- **WHAT IS ASKED**
Output the material below unchanged, apart from leaving out the pictures.

- **STORED DATA**
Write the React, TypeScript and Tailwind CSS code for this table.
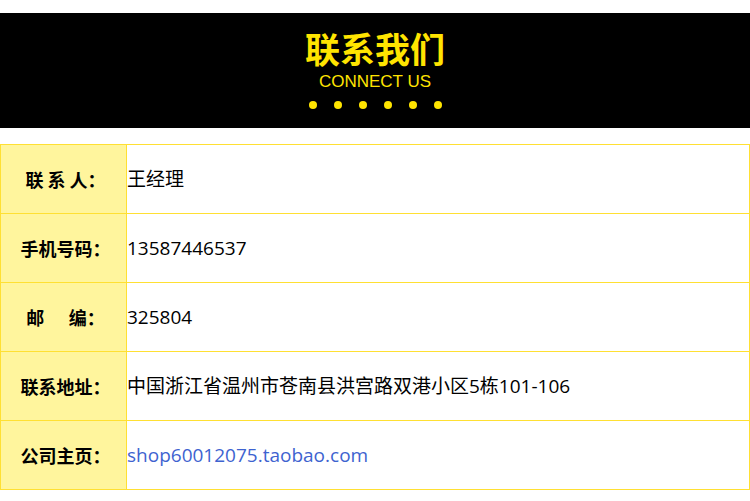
import React from 'react';

interface Row {
  label: string;
  value: string;
  link?: boolean;
}

const rows: Row[] = [
  { label: '联\u00a0系\u00a0人：', value: '王经理' },
  { label: '手机号码：', value: '13587446537' },
  { label: '邮\u00a0\u00a0\u00a0\u00a0\u00a0\u00a0编：', value: '325804' },
  { label: '联系地址：', value: '中国浙江省温州市苍南县洪宫路双港小区5栋101-106' },
  { label: '公司主页：', value: 'shop60012075.taobao.com', link: true },
];

const cjk = "font-['Noto_Sans_CJK_SC',sans-serif]";
const mixed = "font-['Open_Sans','Noto_Sans_CJK_SC',sans-serif]";

const App: React.FC = () => {
  return (
    <div className="w-[750px] h-[501px] bg-white pt-[13px]">
      {/* Header band */}
      <div className="h-[115px] bg-black flex flex-col items-center">
        <h1 className={`${cjk} mt-[17px] text-[35px] leading-[36px] font-bold text-[#ffe400]`}>联系我们</h1>
        <div className="font-['Liberation_Sans',sans-serif] text-[17px] leading-[20px] text-[#ffe400] mt-[6px]">
          CONNECT US
        </div>
        <div className="flex gap-[17px] mt-[9px]">
          {[0, 1, 2, 3, 4, 5].map((i) => (
            <span key={i} className="w-[8px] h-[8px] rounded-full bg-[#ffe400]" />
          ))}
        </div>
      </div>

      {/* Info table */}
      <div className={`${mixed} mt-[16px] border-t border-x border-[#ffe033]`}>
        {rows.map((r) => (
          <div key={r.label} className="flex h-[69px] border-b border-[#ffe033]">
            <div className={`${cjk} w-[126px] pl-[4px] bg-[#fff59d] border-r border-[#ffe033] flex items-center justify-center text-[18px] font-bold text-black whitespace-pre`}>
              {r.label}
            </div>
            <div
              className={`flex-1 flex items-center text-[19px] ${r.link ? 'text-[#3e63d0]' : 'text-black'}`}
            >
              {r.value}
            </div>
          </div>
        ))}
      </div>
    </div>
  );
};

export default App;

- **FULL OUTPUT**
Write the React, TypeScript and Tailwind CSS code for this table.
import React from 'react';

interface Row {
  label: string;
  value: string;
  link?: boolean;
}

const rows: Row[] = [
  { label: '联\u00a0系\u00a0人：', value: '王经理' },
  { label: '手机号码：', value: '13587446537' },
  { label: '邮\u00a0\u00a0\u00a0\u00a0\u00a0\u00a0编：', value: '325804' },
  { label: '联系地址：', value: '中国浙江省温州市苍南县洪宫路双港小区5栋101-106' },
  { label: '公司主页：', value: 'shop60012075.taobao.com', link: true },
];

const cjk = "font-['Noto_Sans_CJK_SC',sans-serif]";
const mixed = "font-['Open_Sans','Noto_Sans_CJK_SC',sans-serif]";

const App: React.FC = () => {
  return (
    <div className="w-[750px] h-[501px] bg-white pt-[13px]">
      {/* Header band */}
      <div className="h-[115px] bg-black flex flex-col items-center">
        <h1 className={`${cjk} mt-[17px] text-[35px] leading-[36px] font-bold text-[#ffe400]`}>联系我们</h1>
        <div className="font-['Liberation_Sans',sans-serif] text-[17px] leading-[20px] text-[#ffe400] mt-[6px]">
          CONNECT US
        </div>
        <div className="flex gap-[17px] mt-[9px]">
          {[0, 1, 2, 3, 4, 5].map((i) => (
            <span key={i} className="w-[8px] h-[8px] rounded-full bg-[#ffe400]" />
          ))}
        </div>
      </div>

      {/* Info table */}
      <div className={`${mixed} mt-[16px] border-t border-x border-[#ffe033]`}>
        {rows.map((r) => (
          <div key={r.label} className="flex h-[69px] border-b border-[#ffe033]">
            <div className={`${cjk} w-[126px] pl-[4px] bg-[#fff59d] border-r border-[#ffe033] flex items-center justify-center text-[18px] font-bold text-black whitespace-pre`}>
              {r.label}
            </div>
            <div
              className={`flex-1 flex items-center text-[19px] ${r.link ? 'text-[#3e63d0]' : 'text-black'}`}
            >
              {r.value}
            </div>
          </div>
        ))}
      </div>
    </div>
  );
};

export default App;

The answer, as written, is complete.